Items from a data source:

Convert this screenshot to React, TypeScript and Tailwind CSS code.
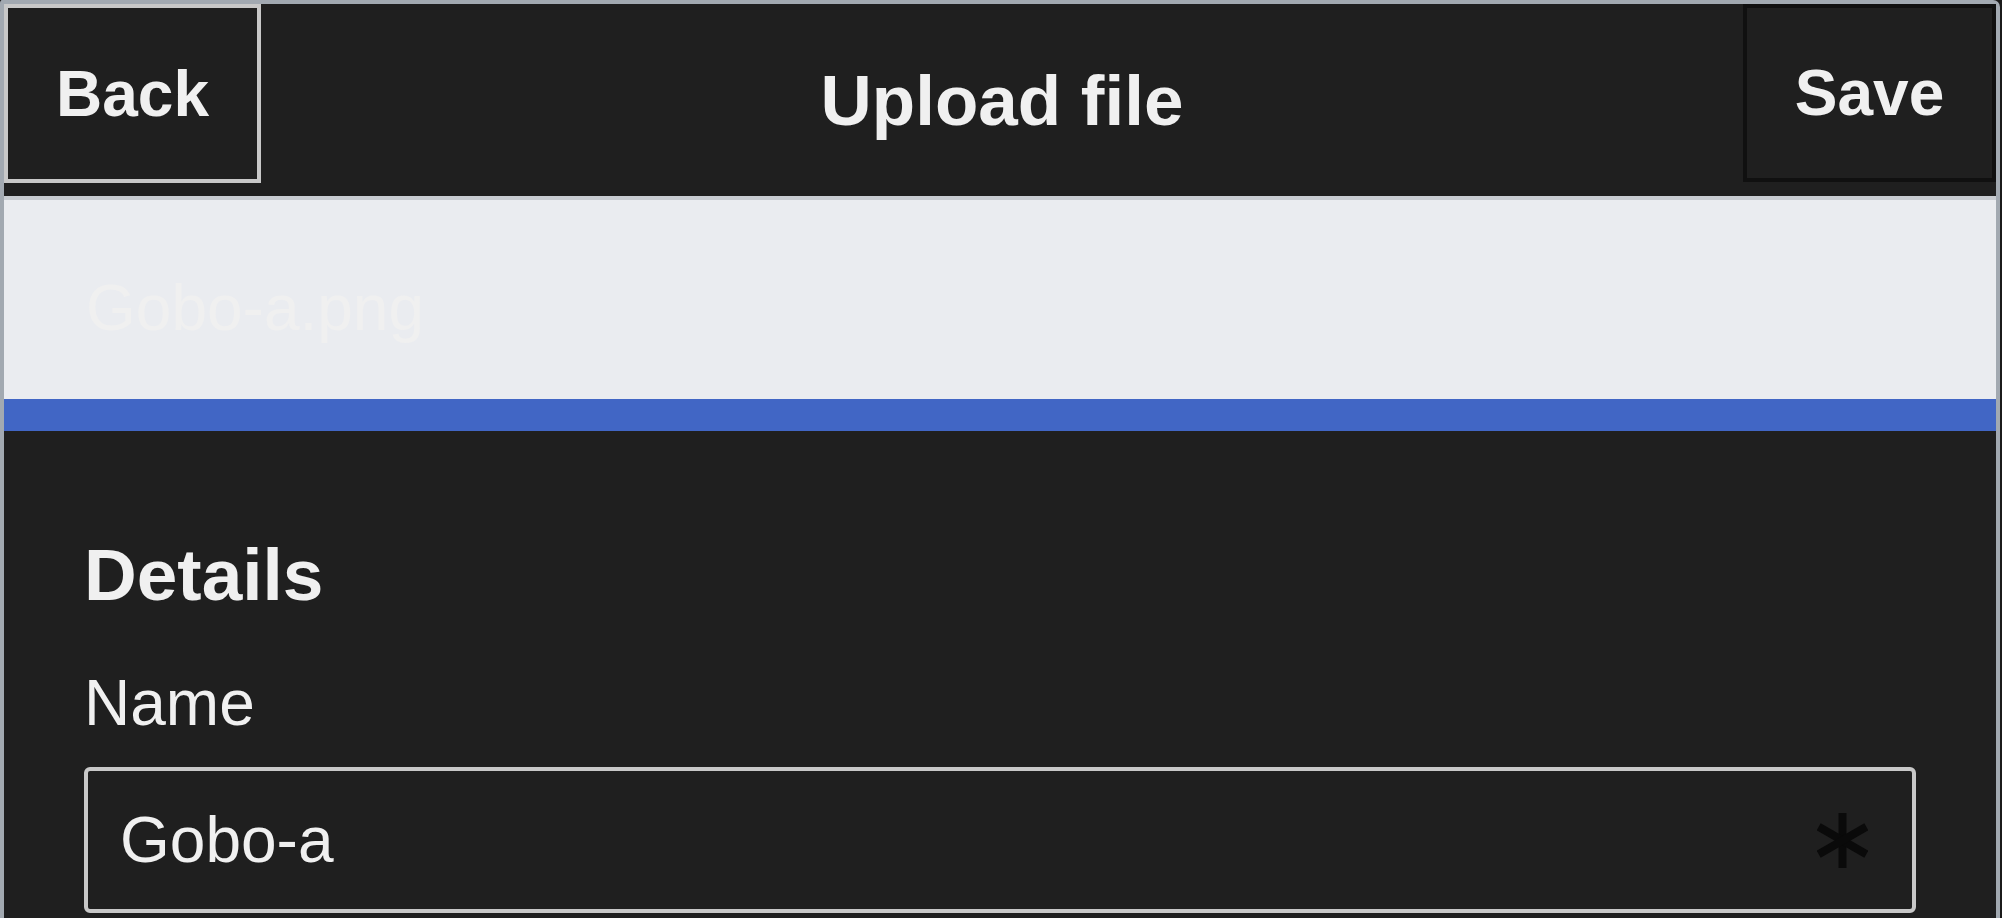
import React from "react";

function RequiredMark() {
  // six-armed asterisk shown at the right end of the field
  return (
    <svg width="51" height="55" viewBox="0 0 51 55" className="shrink-0">
      <g stroke="#0a0a0a" strokeWidth="8" strokeLinecap="butt">
        <line x1="25.5" y1="0" x2="25.5" y2="55" />
        <line x1="1.7" y1="13.75" x2="49.3" y2="41.25" />
        <line x1="1.7" y1="41.25" x2="49.3" y2="13.75" />
      </g>
    </svg>
  );
}

export default function App() {
  return (
    <div
      className="h-[918px] overflow-hidden bg-[#1b1b1b] text-[#f0f0f0]"
      style={{ fontFamily: '"Liberation Sans", Arial, sans-serif' }}
    >
      <div className="w-[2000px] h-[1000px] border-4 border-b-0 border-[#a2a9b1] rounded-tl-[3px] rounded-tr-[7px] bg-[#1f1f1f] flex flex-col">
        <header className="h-[196px] shrink-0 flex border-b-4 border-[#c8ccd1] bg-[#1f1f1f]">
          <button className="w-[257px] h-[179px] shrink-0 border-4 border-[#c8c8c8] flex items-center justify-center text-[64px] font-bold">
            Back
          </button>
          <h1 className="flex-1 self-center text-center text-[71px] font-bold pt-[2px]">
            Upload file
          </h1>
          <button className="w-[253px] h-[178px] shrink-0 border-4 border-[#101010] flex items-center justify-center text-[64px] font-bold">
            Save
          </button>
        </header>

        <div className="h-[199px] shrink-0 bg-[#eaecf0] pl-[82px] pt-[76px]">
          <div className="text-[64px] leading-none text-[#f0f0f0]">Gobo-a.png</div>
        </div>
        <div className="h-[32px] shrink-0 bg-[#4166c5]" />

        <section className="flex-1 px-[80px] pt-[107px]">
          <h2 className="text-[73px] leading-none font-bold">Details</h2>
          <label className="block mt-[60px] text-[64px] leading-none">Name</label>
          <div className="mt-[32px] h-[146px] border-4 border-[#c8c8c8] rounded-[6px] flex items-center pl-[32px] pr-[44px]">
            <span className="flex-1 text-[64px]">Gobo-a</span>
            <RequiredMark />
          </div>
        </section>
      </div>
    </div>
  );
}
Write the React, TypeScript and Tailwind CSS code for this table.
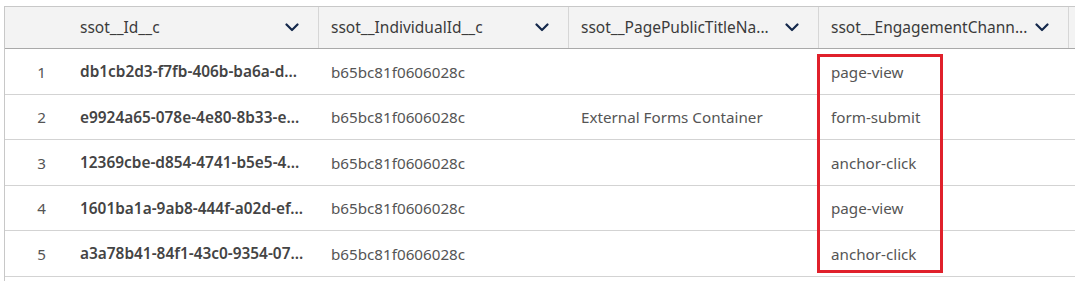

* [DIRECTION] Write out each line of the listing above, exactly, from its first line to the line holding "import React from", inclusive. Skip the pictures.

* [TASK SOLUTION]
Convert this screenshot to React, TypeScript and Tailwind CSS code.
import React from "react";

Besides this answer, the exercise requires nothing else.